Task details →
Stop at the line containing "const COLS = '36px": write out every line from the beginning of the entries up to and including it, minus the pictures.

Lines of data
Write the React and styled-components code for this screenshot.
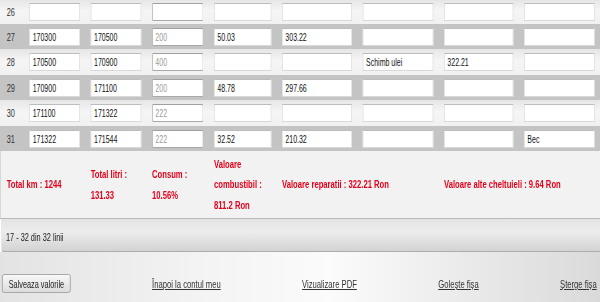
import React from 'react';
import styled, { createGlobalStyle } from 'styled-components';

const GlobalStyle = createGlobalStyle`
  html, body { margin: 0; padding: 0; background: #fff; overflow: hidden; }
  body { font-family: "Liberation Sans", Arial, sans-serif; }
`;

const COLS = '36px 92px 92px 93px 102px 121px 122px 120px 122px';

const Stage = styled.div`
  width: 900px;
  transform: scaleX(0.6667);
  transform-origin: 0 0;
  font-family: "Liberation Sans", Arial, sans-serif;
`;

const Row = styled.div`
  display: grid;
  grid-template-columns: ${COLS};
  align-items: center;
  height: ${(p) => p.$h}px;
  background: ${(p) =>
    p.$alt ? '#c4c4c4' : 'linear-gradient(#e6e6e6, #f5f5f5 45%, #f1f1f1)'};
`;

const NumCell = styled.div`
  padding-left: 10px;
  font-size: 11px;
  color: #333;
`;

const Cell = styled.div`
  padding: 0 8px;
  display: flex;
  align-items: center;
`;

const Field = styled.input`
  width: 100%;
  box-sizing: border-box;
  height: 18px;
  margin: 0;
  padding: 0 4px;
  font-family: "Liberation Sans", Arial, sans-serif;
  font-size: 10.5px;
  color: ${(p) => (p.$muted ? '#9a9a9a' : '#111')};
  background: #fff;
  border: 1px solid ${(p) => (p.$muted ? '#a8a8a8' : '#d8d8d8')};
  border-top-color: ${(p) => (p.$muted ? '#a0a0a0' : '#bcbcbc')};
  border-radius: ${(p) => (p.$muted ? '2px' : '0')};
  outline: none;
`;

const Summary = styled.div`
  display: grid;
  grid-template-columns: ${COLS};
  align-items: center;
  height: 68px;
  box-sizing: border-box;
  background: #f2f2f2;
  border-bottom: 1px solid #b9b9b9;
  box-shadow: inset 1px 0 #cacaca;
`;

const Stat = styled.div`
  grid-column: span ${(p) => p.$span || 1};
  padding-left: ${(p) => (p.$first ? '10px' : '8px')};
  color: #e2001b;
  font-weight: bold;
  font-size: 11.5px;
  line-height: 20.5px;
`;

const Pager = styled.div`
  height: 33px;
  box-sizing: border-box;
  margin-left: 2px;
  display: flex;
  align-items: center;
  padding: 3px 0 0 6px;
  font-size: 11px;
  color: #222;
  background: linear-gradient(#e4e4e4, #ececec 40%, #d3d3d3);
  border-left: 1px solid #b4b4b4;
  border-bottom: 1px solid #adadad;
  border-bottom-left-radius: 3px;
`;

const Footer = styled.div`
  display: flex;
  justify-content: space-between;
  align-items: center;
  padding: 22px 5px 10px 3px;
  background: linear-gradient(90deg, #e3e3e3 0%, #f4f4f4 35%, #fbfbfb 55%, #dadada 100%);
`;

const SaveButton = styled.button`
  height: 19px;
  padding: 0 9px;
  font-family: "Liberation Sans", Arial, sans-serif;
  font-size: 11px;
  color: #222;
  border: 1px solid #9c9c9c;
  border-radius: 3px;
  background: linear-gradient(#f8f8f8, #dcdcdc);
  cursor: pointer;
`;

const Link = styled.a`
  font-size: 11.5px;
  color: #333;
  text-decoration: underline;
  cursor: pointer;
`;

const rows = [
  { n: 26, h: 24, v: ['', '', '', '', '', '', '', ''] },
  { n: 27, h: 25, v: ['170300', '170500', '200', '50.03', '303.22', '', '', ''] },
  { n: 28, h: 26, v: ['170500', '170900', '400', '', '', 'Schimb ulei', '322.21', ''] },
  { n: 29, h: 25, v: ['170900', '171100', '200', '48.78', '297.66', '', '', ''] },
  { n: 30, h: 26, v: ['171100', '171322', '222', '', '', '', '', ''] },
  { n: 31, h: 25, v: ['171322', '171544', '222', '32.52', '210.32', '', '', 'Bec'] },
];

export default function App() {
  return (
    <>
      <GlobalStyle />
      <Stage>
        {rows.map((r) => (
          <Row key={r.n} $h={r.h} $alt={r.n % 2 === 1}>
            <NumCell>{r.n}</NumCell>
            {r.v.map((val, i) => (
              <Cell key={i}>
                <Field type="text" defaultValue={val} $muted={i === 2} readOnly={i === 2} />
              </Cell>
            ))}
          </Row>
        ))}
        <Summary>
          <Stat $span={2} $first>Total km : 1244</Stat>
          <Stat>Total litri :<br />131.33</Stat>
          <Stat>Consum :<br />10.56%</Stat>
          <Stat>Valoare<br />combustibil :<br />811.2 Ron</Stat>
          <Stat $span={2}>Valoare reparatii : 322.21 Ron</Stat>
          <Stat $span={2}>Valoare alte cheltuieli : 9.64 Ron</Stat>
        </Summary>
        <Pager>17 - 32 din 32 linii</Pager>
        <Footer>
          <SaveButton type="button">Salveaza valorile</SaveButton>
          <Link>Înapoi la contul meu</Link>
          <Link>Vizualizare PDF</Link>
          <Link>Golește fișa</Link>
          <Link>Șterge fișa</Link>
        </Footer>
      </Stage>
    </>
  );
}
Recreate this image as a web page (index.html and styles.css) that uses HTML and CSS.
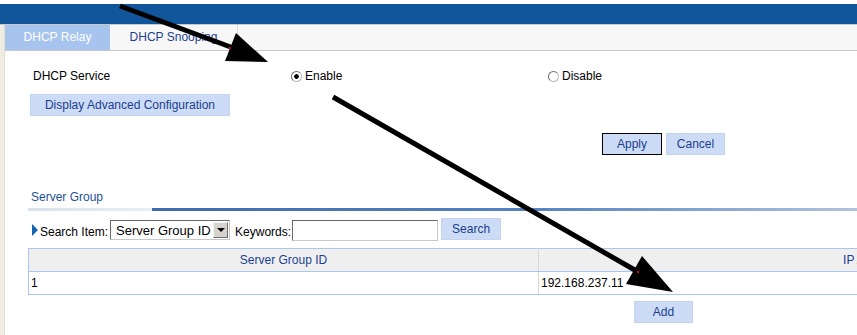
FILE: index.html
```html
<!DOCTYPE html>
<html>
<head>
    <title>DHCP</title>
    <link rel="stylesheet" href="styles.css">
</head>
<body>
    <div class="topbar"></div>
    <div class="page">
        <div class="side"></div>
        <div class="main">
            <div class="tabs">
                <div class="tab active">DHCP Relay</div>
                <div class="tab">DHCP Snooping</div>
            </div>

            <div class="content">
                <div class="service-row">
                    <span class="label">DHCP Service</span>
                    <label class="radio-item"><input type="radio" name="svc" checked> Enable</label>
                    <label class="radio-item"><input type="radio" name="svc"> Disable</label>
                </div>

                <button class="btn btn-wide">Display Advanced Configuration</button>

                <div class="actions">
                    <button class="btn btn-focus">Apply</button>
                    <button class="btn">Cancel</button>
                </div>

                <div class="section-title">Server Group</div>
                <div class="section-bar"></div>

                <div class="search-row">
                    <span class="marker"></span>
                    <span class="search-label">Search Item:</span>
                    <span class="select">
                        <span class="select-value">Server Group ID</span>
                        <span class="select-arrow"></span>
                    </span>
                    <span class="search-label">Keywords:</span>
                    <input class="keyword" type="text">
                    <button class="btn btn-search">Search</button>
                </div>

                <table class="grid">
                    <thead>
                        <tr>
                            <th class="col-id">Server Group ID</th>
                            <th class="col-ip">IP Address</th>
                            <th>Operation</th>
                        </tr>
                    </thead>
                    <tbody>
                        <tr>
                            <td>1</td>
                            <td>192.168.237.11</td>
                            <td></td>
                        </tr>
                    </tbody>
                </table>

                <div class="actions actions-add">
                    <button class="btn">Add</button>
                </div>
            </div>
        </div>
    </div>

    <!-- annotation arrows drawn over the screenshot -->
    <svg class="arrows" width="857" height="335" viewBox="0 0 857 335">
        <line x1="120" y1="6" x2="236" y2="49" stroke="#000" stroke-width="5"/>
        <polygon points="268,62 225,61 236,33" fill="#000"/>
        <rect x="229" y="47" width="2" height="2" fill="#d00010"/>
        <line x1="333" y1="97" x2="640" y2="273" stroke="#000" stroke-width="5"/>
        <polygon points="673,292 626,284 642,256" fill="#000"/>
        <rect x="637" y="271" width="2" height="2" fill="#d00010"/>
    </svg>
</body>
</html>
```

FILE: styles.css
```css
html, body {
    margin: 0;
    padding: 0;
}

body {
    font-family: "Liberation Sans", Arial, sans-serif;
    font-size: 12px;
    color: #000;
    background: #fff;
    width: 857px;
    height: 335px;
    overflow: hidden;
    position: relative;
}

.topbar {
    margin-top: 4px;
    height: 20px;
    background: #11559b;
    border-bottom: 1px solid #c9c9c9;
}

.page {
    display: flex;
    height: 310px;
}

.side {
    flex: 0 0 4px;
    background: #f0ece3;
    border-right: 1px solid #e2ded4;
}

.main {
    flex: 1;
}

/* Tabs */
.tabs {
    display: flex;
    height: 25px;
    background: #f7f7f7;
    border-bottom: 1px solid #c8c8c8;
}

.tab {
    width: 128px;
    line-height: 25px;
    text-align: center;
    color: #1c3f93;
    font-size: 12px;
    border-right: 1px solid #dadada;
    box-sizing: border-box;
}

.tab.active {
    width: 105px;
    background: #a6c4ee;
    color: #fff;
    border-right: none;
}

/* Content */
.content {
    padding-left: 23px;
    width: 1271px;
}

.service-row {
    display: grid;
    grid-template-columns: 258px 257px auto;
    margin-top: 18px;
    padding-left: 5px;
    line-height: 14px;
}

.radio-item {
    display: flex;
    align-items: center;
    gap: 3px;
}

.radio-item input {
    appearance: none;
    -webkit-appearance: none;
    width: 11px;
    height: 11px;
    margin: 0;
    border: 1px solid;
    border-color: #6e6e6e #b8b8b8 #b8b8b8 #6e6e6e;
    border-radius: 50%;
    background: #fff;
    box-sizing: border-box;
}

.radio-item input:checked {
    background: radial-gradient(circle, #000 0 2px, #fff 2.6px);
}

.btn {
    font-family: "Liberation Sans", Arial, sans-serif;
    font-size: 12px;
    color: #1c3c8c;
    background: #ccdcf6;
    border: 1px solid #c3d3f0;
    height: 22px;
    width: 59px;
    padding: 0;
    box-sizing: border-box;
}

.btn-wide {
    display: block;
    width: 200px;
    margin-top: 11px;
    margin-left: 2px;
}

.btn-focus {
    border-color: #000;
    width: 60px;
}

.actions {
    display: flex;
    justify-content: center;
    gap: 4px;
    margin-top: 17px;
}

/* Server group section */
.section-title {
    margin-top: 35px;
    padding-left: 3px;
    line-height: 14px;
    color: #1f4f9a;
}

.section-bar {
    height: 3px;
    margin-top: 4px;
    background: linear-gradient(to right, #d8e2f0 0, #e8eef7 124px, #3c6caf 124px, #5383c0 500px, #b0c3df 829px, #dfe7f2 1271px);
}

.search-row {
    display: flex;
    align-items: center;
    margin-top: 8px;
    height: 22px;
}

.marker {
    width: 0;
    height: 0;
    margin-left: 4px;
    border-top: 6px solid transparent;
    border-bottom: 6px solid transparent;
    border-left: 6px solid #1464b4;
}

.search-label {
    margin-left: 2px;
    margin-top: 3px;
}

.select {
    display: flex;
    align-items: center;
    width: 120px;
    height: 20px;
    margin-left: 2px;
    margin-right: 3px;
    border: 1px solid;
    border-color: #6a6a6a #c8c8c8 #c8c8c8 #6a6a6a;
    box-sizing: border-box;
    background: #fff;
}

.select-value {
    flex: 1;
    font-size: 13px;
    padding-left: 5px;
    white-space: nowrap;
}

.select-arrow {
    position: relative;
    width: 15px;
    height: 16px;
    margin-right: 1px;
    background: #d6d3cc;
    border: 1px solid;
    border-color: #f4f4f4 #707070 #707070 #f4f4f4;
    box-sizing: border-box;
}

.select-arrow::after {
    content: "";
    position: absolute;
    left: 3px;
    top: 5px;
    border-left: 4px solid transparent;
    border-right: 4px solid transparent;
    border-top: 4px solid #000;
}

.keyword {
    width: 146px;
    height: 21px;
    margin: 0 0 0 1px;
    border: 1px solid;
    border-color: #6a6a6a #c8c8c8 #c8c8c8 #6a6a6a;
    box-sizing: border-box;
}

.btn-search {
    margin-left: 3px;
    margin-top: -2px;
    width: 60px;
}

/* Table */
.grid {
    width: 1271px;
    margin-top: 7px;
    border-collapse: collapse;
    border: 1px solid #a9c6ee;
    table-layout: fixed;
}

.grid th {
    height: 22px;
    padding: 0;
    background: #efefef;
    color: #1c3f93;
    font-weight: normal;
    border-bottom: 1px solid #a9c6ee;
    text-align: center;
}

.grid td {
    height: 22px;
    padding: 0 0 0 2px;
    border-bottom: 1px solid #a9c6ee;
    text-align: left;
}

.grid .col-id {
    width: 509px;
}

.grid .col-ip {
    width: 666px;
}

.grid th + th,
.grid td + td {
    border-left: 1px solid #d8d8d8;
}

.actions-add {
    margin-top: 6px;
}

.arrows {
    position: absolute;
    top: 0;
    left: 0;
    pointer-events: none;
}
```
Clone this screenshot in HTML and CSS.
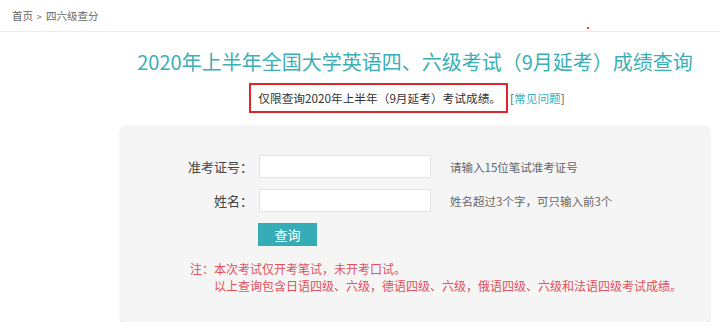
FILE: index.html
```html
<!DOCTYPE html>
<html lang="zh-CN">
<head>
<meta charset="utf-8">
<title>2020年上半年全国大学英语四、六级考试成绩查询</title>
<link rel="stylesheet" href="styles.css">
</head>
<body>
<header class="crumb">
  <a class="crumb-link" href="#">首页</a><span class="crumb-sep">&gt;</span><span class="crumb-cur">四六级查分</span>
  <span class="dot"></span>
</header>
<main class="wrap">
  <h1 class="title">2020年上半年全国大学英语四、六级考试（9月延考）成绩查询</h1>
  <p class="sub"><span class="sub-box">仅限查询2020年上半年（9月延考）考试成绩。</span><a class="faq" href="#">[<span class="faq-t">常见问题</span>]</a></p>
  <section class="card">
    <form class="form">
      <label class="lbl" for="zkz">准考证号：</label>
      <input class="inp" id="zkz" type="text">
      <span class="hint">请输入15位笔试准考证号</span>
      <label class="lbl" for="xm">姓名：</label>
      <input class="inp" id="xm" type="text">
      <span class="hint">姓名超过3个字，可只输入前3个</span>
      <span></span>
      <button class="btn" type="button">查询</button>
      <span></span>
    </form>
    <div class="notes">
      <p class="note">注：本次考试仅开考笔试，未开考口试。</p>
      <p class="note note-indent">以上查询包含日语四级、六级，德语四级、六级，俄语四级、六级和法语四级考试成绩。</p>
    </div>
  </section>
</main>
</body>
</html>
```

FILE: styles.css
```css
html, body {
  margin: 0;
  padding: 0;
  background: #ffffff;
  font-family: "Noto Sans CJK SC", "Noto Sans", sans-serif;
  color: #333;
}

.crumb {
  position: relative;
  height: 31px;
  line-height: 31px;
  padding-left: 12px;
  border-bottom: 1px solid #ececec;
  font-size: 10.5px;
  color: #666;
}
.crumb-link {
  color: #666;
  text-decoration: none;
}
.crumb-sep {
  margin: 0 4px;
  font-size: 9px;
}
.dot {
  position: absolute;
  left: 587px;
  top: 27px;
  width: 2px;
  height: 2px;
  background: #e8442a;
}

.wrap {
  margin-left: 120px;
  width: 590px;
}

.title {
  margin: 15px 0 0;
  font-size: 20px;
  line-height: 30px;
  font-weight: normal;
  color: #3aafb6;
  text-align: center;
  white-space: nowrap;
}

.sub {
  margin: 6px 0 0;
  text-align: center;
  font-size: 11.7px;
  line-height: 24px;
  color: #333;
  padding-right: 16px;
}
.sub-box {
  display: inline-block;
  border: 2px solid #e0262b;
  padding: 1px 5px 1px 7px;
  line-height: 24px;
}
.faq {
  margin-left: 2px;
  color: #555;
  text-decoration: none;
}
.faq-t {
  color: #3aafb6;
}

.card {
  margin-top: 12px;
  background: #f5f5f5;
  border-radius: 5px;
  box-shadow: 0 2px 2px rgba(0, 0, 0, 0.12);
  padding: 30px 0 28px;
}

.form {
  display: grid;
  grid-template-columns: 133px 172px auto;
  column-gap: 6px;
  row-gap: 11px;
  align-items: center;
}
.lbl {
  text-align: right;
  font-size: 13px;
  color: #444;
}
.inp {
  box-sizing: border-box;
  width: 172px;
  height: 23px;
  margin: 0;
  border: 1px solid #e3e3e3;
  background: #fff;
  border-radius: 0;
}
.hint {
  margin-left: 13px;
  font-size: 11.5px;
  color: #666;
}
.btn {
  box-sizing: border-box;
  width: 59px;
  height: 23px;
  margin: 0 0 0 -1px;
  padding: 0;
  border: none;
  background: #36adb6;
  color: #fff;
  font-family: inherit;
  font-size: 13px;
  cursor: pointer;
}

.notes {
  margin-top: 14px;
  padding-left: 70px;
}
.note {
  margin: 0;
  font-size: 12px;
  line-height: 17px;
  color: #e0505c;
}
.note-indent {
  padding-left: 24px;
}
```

Correct output →
Write the React and styled-components code for this screenshot.
import React from 'react';
import styled, { createGlobalStyle } from 'styled-components';

const GlobalStyle = createGlobalStyle`
  html, body { margin: 0; padding: 0; background: #fff; overflow: hidden; }
  body { font-family: "Liberation Sans", Arial, sans-serif; }
`;

const COLS = '36px 92px 92px 93px 102px 121px 122px 120px 122px';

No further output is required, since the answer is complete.